Для восточного типа внимания к бессубъектности феномена характерно более глубокое развитие созерцательных способностей человека, а именно: созерцания, то есть способности удерживать внимание на сочетании предметных и непредметных элементов, координации восприятия, осознания и рассудка, медитации.

Для русского типа внимания к стихийности феномена характерно более глубокое развитие способности забываться, а именно: способности удерживать внимание на стихии жизни как единстве всех – предметных и непредметных элементов феномена.

Тургенев, как и Толстой замечал особенность феномена русской речи:

«Речь его [Касьяна] лилась свободно, он не искал их, он говорил с тихим одушевлением и кроткой важностью…» и пр., как и речь Платона Каратаева, русская речь льется свободно, когда она льется в забытьи, живом сне, дрёме.

Как и работа, впрочем, как всё, что делает русский человек, в том числе и мы с вами, несмотря на то, что мы довольно сильно отличаемся от русских мужиков времён Толстого и Тургенева.

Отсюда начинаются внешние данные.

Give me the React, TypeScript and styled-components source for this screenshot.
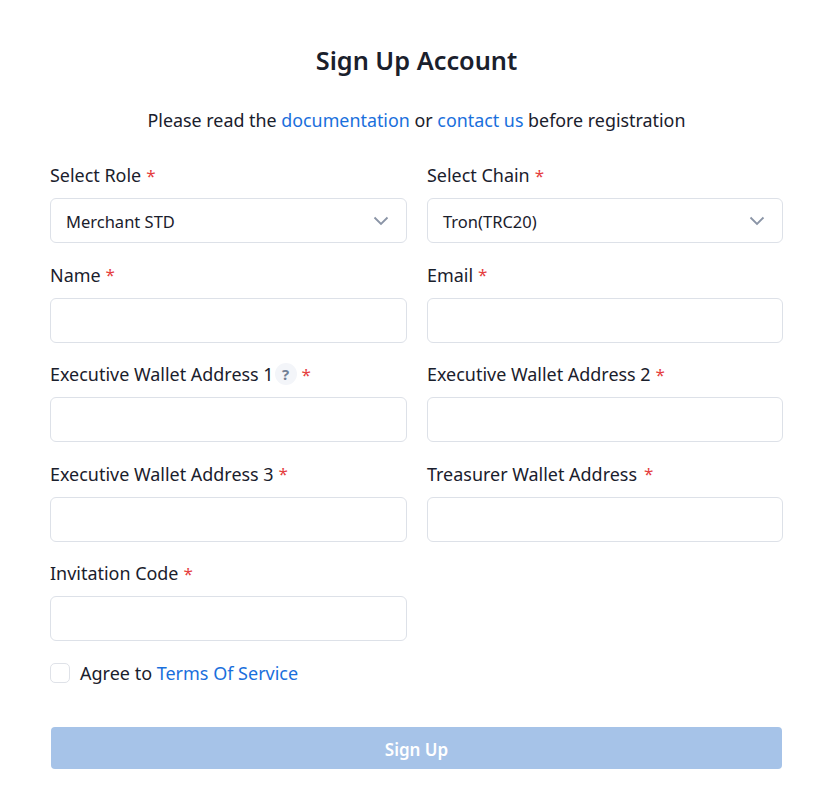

Дело, конечно, не в отсутствии рефлексии или созерцания у этого русского мужика и не в наличии их у нас, а в том, что до сих пор нас формирует матрица русской культуры – матрица ориентации внимания на живое в происходящем.

То есть для нас феноменом становится, например, не контролируемость речи (запад) и не её скоординированность с наличным (восток), а её живость, её живое, отнесённость речи к живому, или живая отнесённость речи; например, речь трёх сестёр Чехова.

Поэтому русскую речь западный человек воспринимает как речь плохо или, по крайней мере, странно контролирующего эту речь человека; восточный же человек воспринимает речь русского как не совсем уместную, как не совсем скоординированную с наличной ситуацией.

Русский же западного человека слышит слишком занудным, сухим, точным, скучным, прагматичным, личным, а восточного – слишком иерархичным, подчиненнным ситуации, безличным.

Когда русский говорит, то его речь строится в постоянном соотнесении с тем, что для него является (или, как минимум, являлось) живым – переживанием, восприятием, воспоминанием, в постоянной связи с которым оживляется речь, оживляется разворачивание рассказываемого содержания.

Наличное живое льётся через наличное говоримое и является его постоянным внутренним силовым центром; например, я не то что сочинять анекдоты, а даже рассказывать их не умел, так как не мог соотносить их с чем-то живым (смешно живым, живым смехом) в себе, пока совсем недавно не стал играть в крокет со своими старыми приятелями; я быстро прошел все ворота и уже вернулся назад к первым, в то время как они всё ещё копошились у первых и, сознавая это – свою неловкость по сравнению со мной (конечно, в данном виде действий), один из них злился, а другой – «угорал» над собой и партнёром по несчастью; мне же было смешно видеть, что тот принятый ими на себя образ «неловких» в физических упражнениях художников никак не помогает им принять свою действительную неловкость в данном виде упражнений. Будучи неловкими, они ещё и играли в неловких, при этом, не видя ни первого, ни второго, они никак не могли понять, почему они настолько! неловки.

Это было очень смешно, с тех пор во мне появился «центр смеха» или «живой смех», благодаря которому я теперь не только вижу смешное, но и говорю о нём; конечно, пока смех во мне жив.

Русский говорит как Ноздрёв, даже если практически он врёт, то феноменально его речь льётся из того источника жизни, которым он наполне; Ноздрёв не врёт, он дремлет, спит наяву, как бы странно это ни звучало, терзает себя и всех вокруг своими грёзами, как Гиренок, при этом совершенно не осознавая, что он грезит.

За подобными действиями русских всегда скрыт единственный источник, который их питает – сама жизнь, но жизнь, принявшая на себя ограничения, предметные ограничения; поскольку же внимающий жизни оживляет любую предметность (всё равно какую, потому что она вся – одинаково живая или хотя бы потому, что он в ней ровным счётом ничего не понимает), то очевидные несовпадения и несуразицы такого оживления – для самого оживляющего – никакого значения не имеют.

Грезить можно о чём угодно, главное грезить живо, быть живым в грёзах, это хорошо удаётся и Ноздрёву, и Манилову, и даже Собакевичу с Коробочкой.

А Лукерья Тургенева, эти действительно живые мощи русской культуры!

Что лучше, нагляднее, образней, очевидней может показать нам существо нас самих как русских, чем её сон, дремота о лени «жать рожь месяцем как серпом» и желании «месяцем освещать всё вокруг»?

Мощи Лукерьи живые не тем, что они ещё дышат, а тем, чем они грезят, спят, а дремлют они живым русским.

Во всём, что делает русский человек, с необходимостью проявляется – насколько ей удалось сохраниться в предметном ограничении – жизнь как стихия творения.

Чтобы хранить, сохранять жизнь в предметном замедлении, в «торможении» существования, в ограничении полёта русская культура сохранила и до сих пор ещё хранит сформированное предками – намерение жизни.

Теперь перед нами стоит задача не только понять это, это мы уже поняли, но и идти дальше – самим формировать намерение, то есть направлять и удерживать внимание на то, что оживляет нас.

Но вот в чём вопрос – что оживляет нас сегодня?

На что направлено наше внимание?

Не удерживаем ли мы наше внимание на том, что не конгруирует с русской культурой?

Более того, не формируем ли мы намерение, даже не зная об этом?

Какое-то другое, не-русское намерение?